Capacity, cost, and forecast discipline
- Plan with predictive signals
- AI‑enhanced capacity planning couples trend analysis with actionable alerts to avoid under‑provisioning during peaks and overspending at troughs.
- Research and cloud practice show that AI‑based forecasting and autoscaling improve accuracy and cost alignment versus manual schedules alone.
90‑day rollout roadmap
- Weeks 1–2: Baseline and risks
- Map tenant‑level hot spots, p95/p99 latency by region, and top failure modes; identify noisy‑neighbor exposure and current backpressure gaps.
- Document contract SLAs with external APIs, set timeouts/retries, and add circuit breakers for critical paths under governance.
- Weeks 3–4: Predictive scale and safeguards
- Enable predictive autoscaling in forecast‑only mode, validate accuracy, then switch to forecast‑and‑scale on steady patterns.
- Introduce per‑tenant quotas and throttles, and enforce isolation where necessary with bridge or siloed resources for premium tiers.
- Weeks 5–6: AIOps and early warning
- Deploy AI‑driven anomaly detection and predictive analysis across logs/metrics/traces to surface issues before saturation or cascading timeouts.
- Tie alerts to playbooks and auto‑remediations for common saturation cases to reduce MTTR as load grows.
- Weeks 7–8: Database autonomy
- Turn on automatic tuning or self‑optimizing features, monitor index and plan changes, and validate latency/cost improvements under real load.
- Evaluate autonomous tuning outputs and guard with change windows to prevent regression during business peaks.
- Weeks 9–10: Edge acceleration
- Move authentication checks, cacheable responses, and geosensitive personalization to edge runtimes where compliance allows.
- Measure TTFB and backhaul reduction, then expand edge coverage for the highest‑traffic journeys.
- Weeks 11–12: Cost and resilience drills
- Align predictive scaling with cost targets, tune buffer times, and validate scaling actions against traffic forecasts.
- Run load and failure drills to verify backpressure, rate limits, and fail‑open/closed behaviors across tenants.
KPIs that prove impact
- Experience and stability
- p95/p99 latency by journey and region, error budgets, and MTTR reveal whether AI and edge changes are improving real outcomes.
- Incident lead indicators—anomaly rates, saturation precursors, and forecast variance—confirm proactive detection is working.
- Efficiency and scale
- Forecast accuracy vs. actual load, predictive scale adherence, and unit cost per tenant/transaction quantify elasticity gains.
- DB query latency and auto‑tuning change acceptance rates validate autonomous optimization under production patterns.
Common pitfalls and how to avoid them
- Over‑reliance on reactive scaling
- Dynamic (reactive) scaling alone lags sudden demand; blend predictive policies to launch capacity in advance, especially for cold‑start‑prone services.
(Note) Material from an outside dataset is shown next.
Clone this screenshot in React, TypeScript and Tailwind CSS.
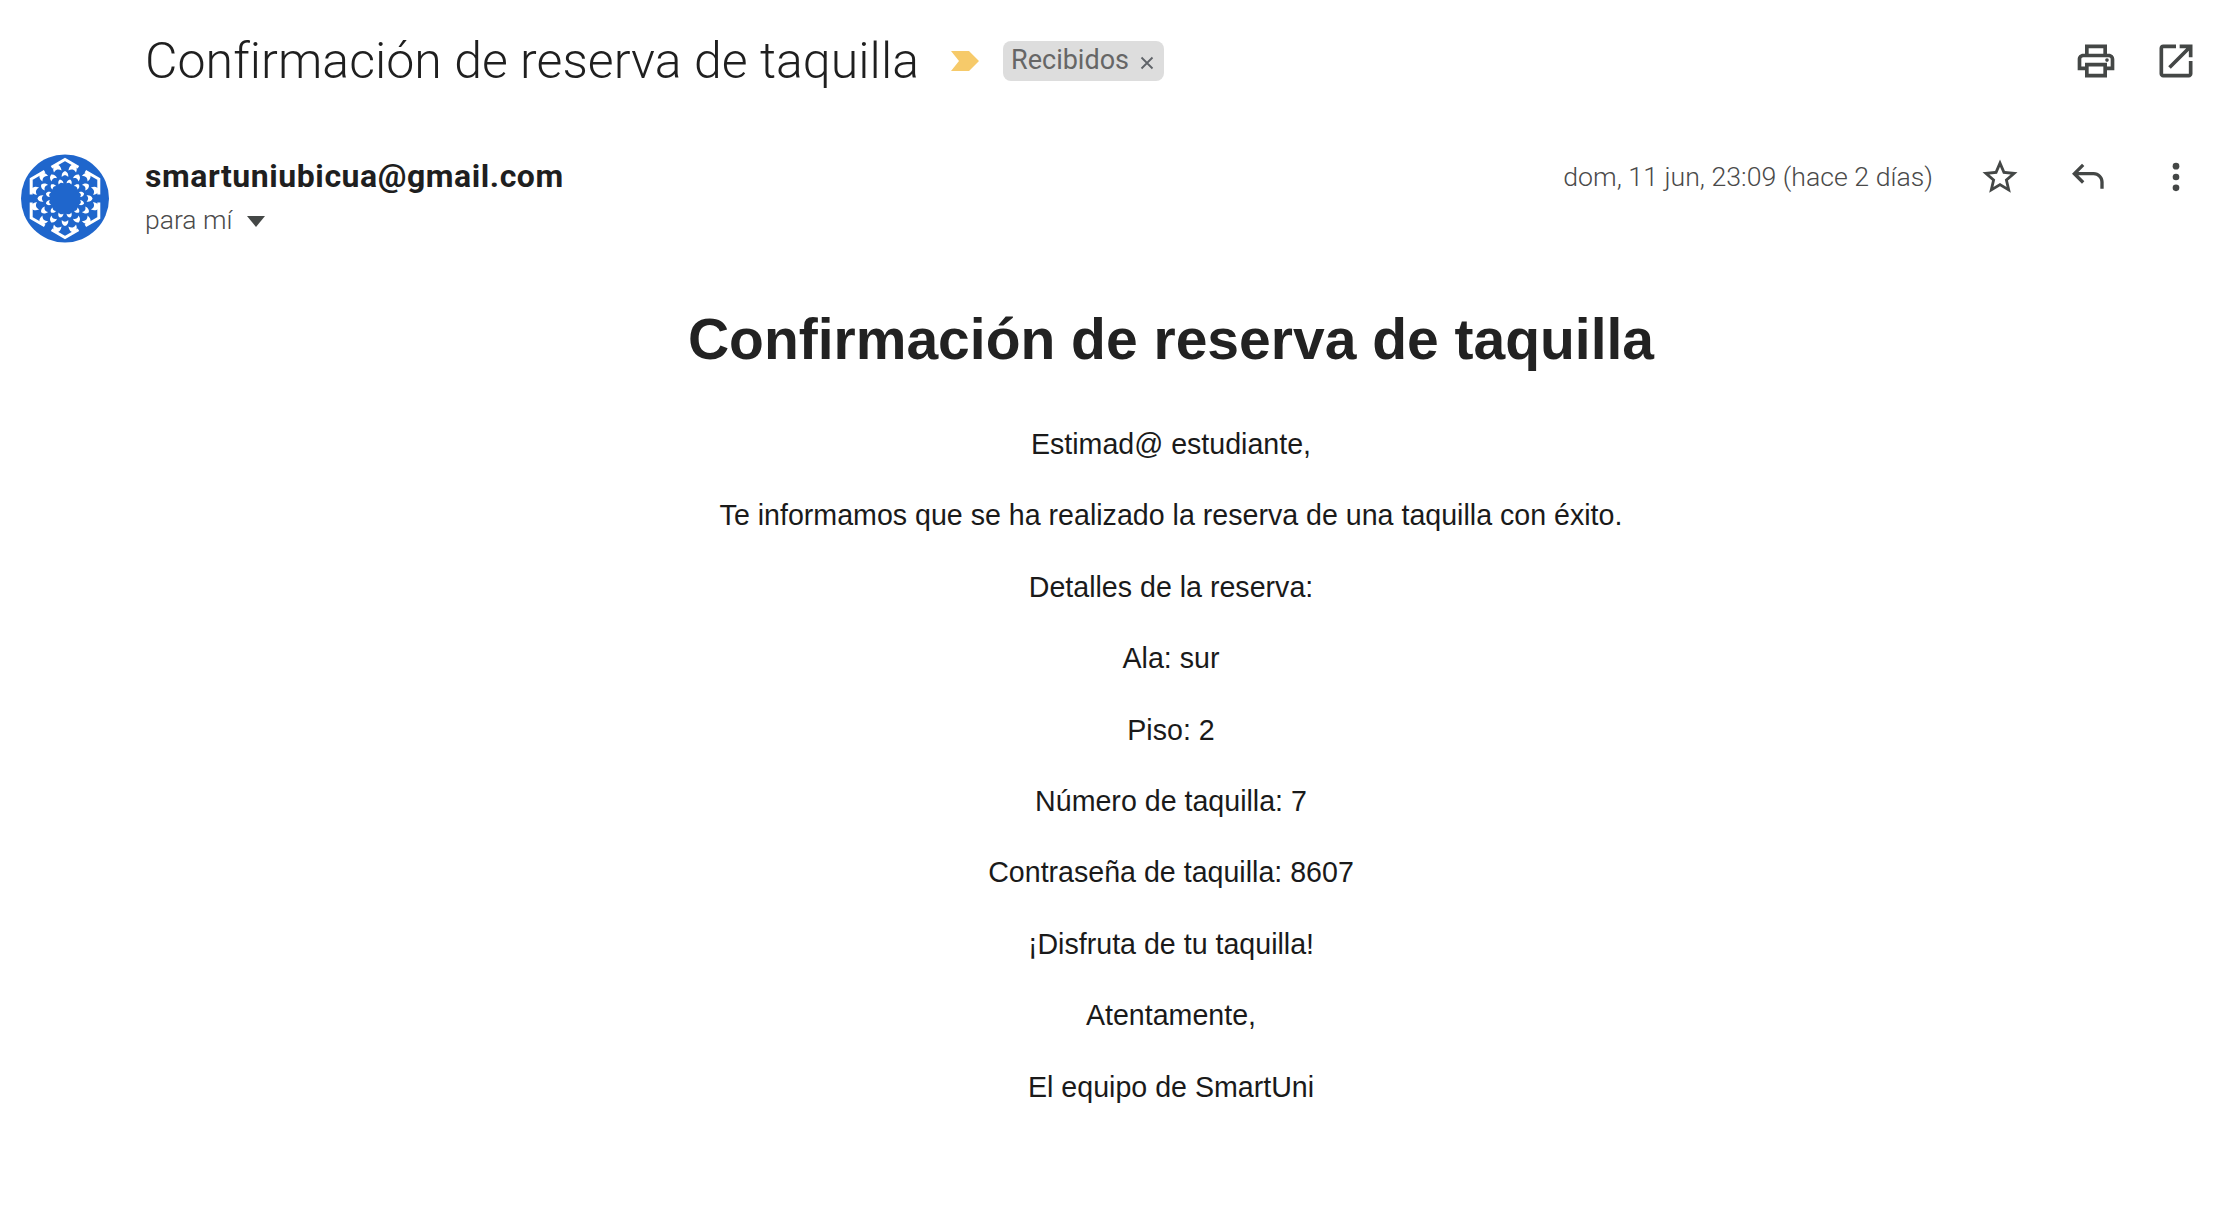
import React from 'react';

const bodyLines = [
  'Estimad@ estudiante,',
  'Te informamos que se ha realizado la reserva de una taquilla con éxito.',
  'Detalles de la reserva:',
  'Ala: sur',
  'Piso: 2',
  'Número de taquilla: 7',
  'Contraseña de taquilla: 8607',
  '¡Disfruta de tu taquilla!',
  'Atentamente,',
  'El equipo de SmartUni',
];

function MaterialIcon({ d, size, children }: { d?: string; size: number; children?: React.ReactNode }) {
  return (
    <svg width={size} height={size} viewBox="0 0 24 24" fill="#444746">
      {d && <path d={d} />}
      {children}
    </svg>
  );
}

// mandala logo: three rings of petals inside a broken hexagon band
function Avatar() {
  const rings = [
    { r: 17, n: 12, s: 0.55, off: 15 },
    { r: 24, n: 12, s: 0.72, off: 0 },
    { r: 31, n: 12, s: 0.88, off: 15 },
  ];
  return (
    <svg width="88" height="89" viewBox="-44 -44 88 88" className="shrink-0">
      <circle r="44" fill="#1f66cc" />
      <path
        d="M0 -39 L33.8 -19.5 L33.8 19.5 L0 39 L-33.8 19.5 L-33.8 -19.5 Z"
        fill="none"
        stroke="#fff"
        strokeWidth="3"
        strokeDasharray="31 8"
        strokeDashoffset="15.5"
      />
      {rings.map((ring) =>
        Array.from({ length: ring.n }).map((_, i) => (
          <path
            key={`${ring.r}-${i}`}
            transform={`rotate(${(360 / ring.n) * i + ring.off}) translate(0 ${-ring.r}) scale(${ring.s})`}
            d="M0 -5 C3.5 -3.5 5 -1 4.5 3.5 C3 2 1.5 1.2 0 1.2 C-1.5 1.2 -3 2 -4.5 3.5 C-5 -1 -3.5 -3.5 0 -5 Z"
            fill="#fff"
          />
        ))
      )}
    </svg>
  );
}

export default function App() {
  return (
    <div className="min-h-screen bg-white pr-[22px] font-['Liberation_Sans',sans-serif] text-[#202124]">
      {/* Subject */}
      <div className="flex h-[121px] items-center pl-[145px]">
        <h1 className="font-['Roboto',sans-serif] text-[50px] font-light leading-none tracking-[0.05px] text-[#1f1f1f]">
          Confirmación de reserva de taquilla
        </h1>
        <svg width="28" height="20" viewBox="0 0 28 20" className="ml-[32px]">
          <path d="M0 0H18L28 10L18 20H0L8 10Z" fill="#f6ca6a" />
        </svg>
        <span className="ml-[24px] flex h-[40px] w-[161px] items-center rounded-[8px] bg-[#dddddd] pl-[8px] font-['Roboto',sans-serif] text-[27px] text-[#666666]">
          Recibidos
          <svg width="14" height="14" viewBox="0 0 14 14" className="ml-[11px] mt-[4px]">
            <path d="M1.5 1.5L12.5 12.5M12.5 1.5L1.5 12.5" stroke="#5f6368" strokeWidth="1.8" />
          </svg>
        </span>
        <div className="-mr-[1px] ml-auto flex items-center gap-[36px]">
          <MaterialIcon size={44} d="M19 8h-1V3H6v5H5c-1.66 0-3 1.34-3 3v6h4v4h12v-4h4v-6c0-1.66-1.34-3-3-3zM8 5h8v3H8V5zm8 12v2H8v-4h8v2zm2-2v-2H6v2H4v-4c0-.55.45-1 1-1h14c.55 0 1 .45 1 1v4h-2z">
            <circle cx="18" cy="11.5" r="1" />
          </MaterialIcon>
          <MaterialIcon size={44} d="M19 19H5V5h7V3H5c-1.11 0-2 .9-2 2v14c0 1.1.89 2 2 2h14c1.1 0 2-.9 2-2v-7h-2v7zM14 3v2h3.59l-9.83 9.83 1.41 1.41L19 6.41V10h2V3h-7z" />
        </div>
      </div>

      {/* Sender row */}
      <div className="mt-[33px] flex pl-[21px]">
        <Avatar />
        <div className="ml-[36px] pt-[2px]">
          <div className="font-['Roboto',sans-serif] text-[32px] font-bold leading-[40px] tracking-[0.55px] text-[#1f1f1f]">
            smartuniubicua@gmail.com
          </div>
          <div className="mt-[5px] flex items-center font-['Roboto',sans-serif] text-[26.5px] font-light leading-[38px] text-[#4a4a4a]">
            para mí
            <svg width="18" height="11" viewBox="0 0 18 11" className="ml-[15px] mt-[2px]">
              <path d="M0 0H18L9 11Z" fill="#444746" />
            </svg>
          </div>
        </div>
        <div className="ml-auto flex h-[46px] items-center">
          <span className="font-['Roboto',sans-serif] text-[26.7px] font-light text-[#4a4a4a]">dom, 11 jun, 23:09 (hace 2 días)</span>
          <div className="ml-[46px]">
            <MaterialIcon size={42} d="M22 9.24l-7.19-.62L12 2 9.19 8.63 2 9.24l5.46 4.73L5.82 21 12 17.27 18.18 21l-1.63-7.03L22 9.24zM12 15.4l-3.76 2.27 1-4.28-3.32-2.88 4.38-.38L12 6.1l1.71 4.04 4.38.38-3.32 2.88 1 4.28L12 15.4z" />
          </div>
          <div className="ml-[46px]">
            <MaterialIcon size={40} d="M20 19v-4c0-2.2-1.8-4-4-4H6.8l3.6 3.6L9 16l-6-6 6-6 1.4 1.4L6.8 9H16c3.3 0 6 2.7 6 6v4h-2z" />
          </div>
          <div className="ml-[49px] mr-[1px]">
            <MaterialIcon size={40}>
              <circle cx="12" cy="5.5" r="2" />
              <circle cx="12" cy="12" r="2" />
              <circle cx="12" cy="18.5" r="2" />
            </MaterialIcon>
          </div>
        </div>
      </div>

      {/* Message body */}
      <div className="pl-[145px] pt-[64px] text-center">
        <h2 className="text-[57px] font-bold leading-[64px] text-[#222222]">Confirmación de reserva de taquilla</h2>
        <div className="mt-[55px] flex flex-col text-[28.6px] text-[#1a1a1a]">
          {bodyLines.map((line) => (
            <p key={line} className="h-[71.4px] leading-[36px]">
              {line}
            </p>
          ))}
        </div>
      </div>
    </div>
  );
}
- Start in forecast‑only mode to de‑risk, then enable forecast‑and‑scale with measured buffers on initialization‑heavy apps.
- Ignoring tenant fairness
- Without quotas and isolation, pooled resources degrade under bursts; apply bridge or silo selectively to protect high‑value tenants.
- Monitor per‑tenant saturation and apply throttles rather than scaling everything globally when the problem is localized.
- “AI‑washing” without governance
- AIOps must tie findings to playbooks, SLOs, and automated actions; otherwise noise rises and teams ignore alerts.
- Validate predictive models against historical incidents and iterate thresholds to balance sensitivity and precision.
Architecture patterns to adopt
- Bridge tenancy with quotas
- Pool common services, dedicate data or compute for sensitive/high‑throughput tenants, and enforce fair‑share controls at ingress.
- Predict‑then‑scale backbone
- Predictive autoscaling plus dynamic policies handle cyclical and spiky loads better than schedules or reaction alone.
- Autonomous data layer
- Embrace automatic tuning and AI‑guided optimization in managed databases to keep performance stable as schemas and queries evolve.
- Edge‑assisted UX
- Push auth, caching, and personalization to edge to minimize round‑trips and reduce origin load while honoring locality rules.
- Governed contracts
- Enforce timeouts, retries, and circuit breakers with centralized API standards to prevent integration‑driven outages.
FAQs
- How is predictive scaling different from scheduled scaling?
- Predictive scaling forecasts capacity needs from historical patterns and launches resources ahead of demand, reducing the need for brittle schedules.
- Can AI really cut incidents in complex SaaS?
- AIOps platforms detect anomalies and precursors across telemetry and guide remediation, lowering MTTR and preventing regressions at scale.
- What if database workloads change constantly?
- AI‑assisted tuning adapts plans and indexes to evolving queries, reducing manual effort and keeping latency in check.